Songe d’une nuit d’été (Harrington, 14 juillet 2017)

Je partage une gig de mariage à St-Sauveur avec Karen. Elle a un chalet dans le nord, pas très loin de là, chalet dont elle m’a parlé plusieurs fois au cours des années. Je propose qu’on se retrouve à St-Sauveur pour dîner avant la gig, Karen propose bien mieux et m’invite à son chalet, la veille et le soir de la gig. Merci beaucoup!

Le chalet est sur le bord du même lac où se trouve le camp musical Cammac, et un des arguments de Karen a été de me dire que le quatuor Saguenay (anciennement Alcan) allait jouer le vendredi soir en question.

La route pour s’y rendre est bien belle, mais sortir de Montréal à l’heure de pointe est une épreuve. Je finis tout de même par arriver presque en même temps que Karen et ses trois fils.

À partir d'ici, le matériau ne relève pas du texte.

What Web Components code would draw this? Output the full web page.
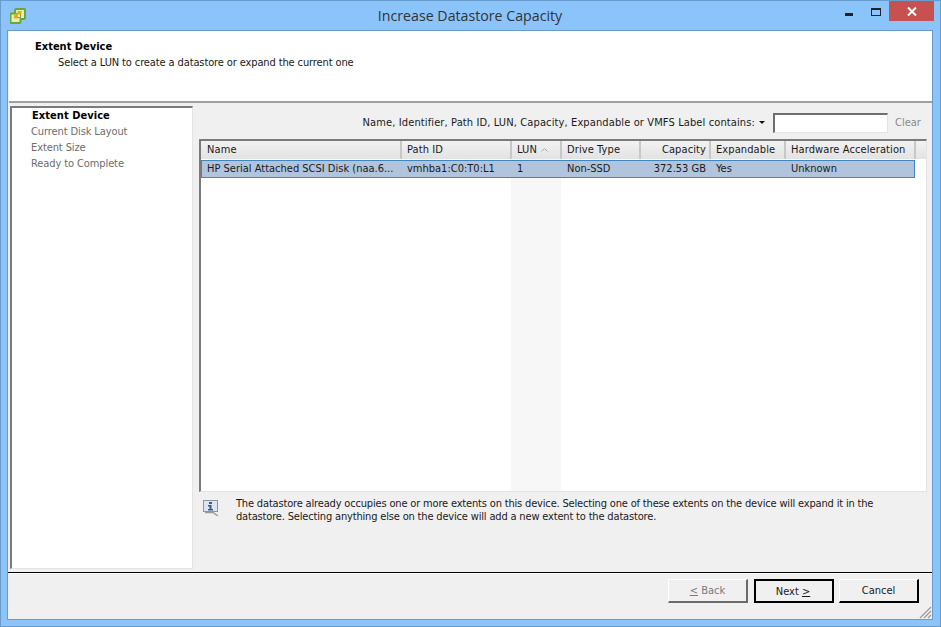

Arrivés vers 18h45, nous descendons la petite côte entre le stationnement et le chalet, simple et rustique. Souper rapide sur le balcon-terrasse puis c’est l’heure d’aller au concert. Mon vrai récit commence ici…

… parce que le moyen d’aller au concert, c’est le canot. Cammac est dans la deuxième baie à gauche, du même bord du lac. Gilet de sauvetage, pagayes, nous partons; Karen dirige, je rame de l’avant. Traversée rapide, d’une douzaine de minutes, amarrage à l’escalier, là où il y a déjà plusieurs barques.

Montée à travers le camp musical (c’est ma première visite à Cammac!), arrivée à la grande nouvelle bâtisse, le concert va commencer bientôt; Karen croise de ses amies, nous sommes invités à faire de la musique de chambre après le concert! À suivre…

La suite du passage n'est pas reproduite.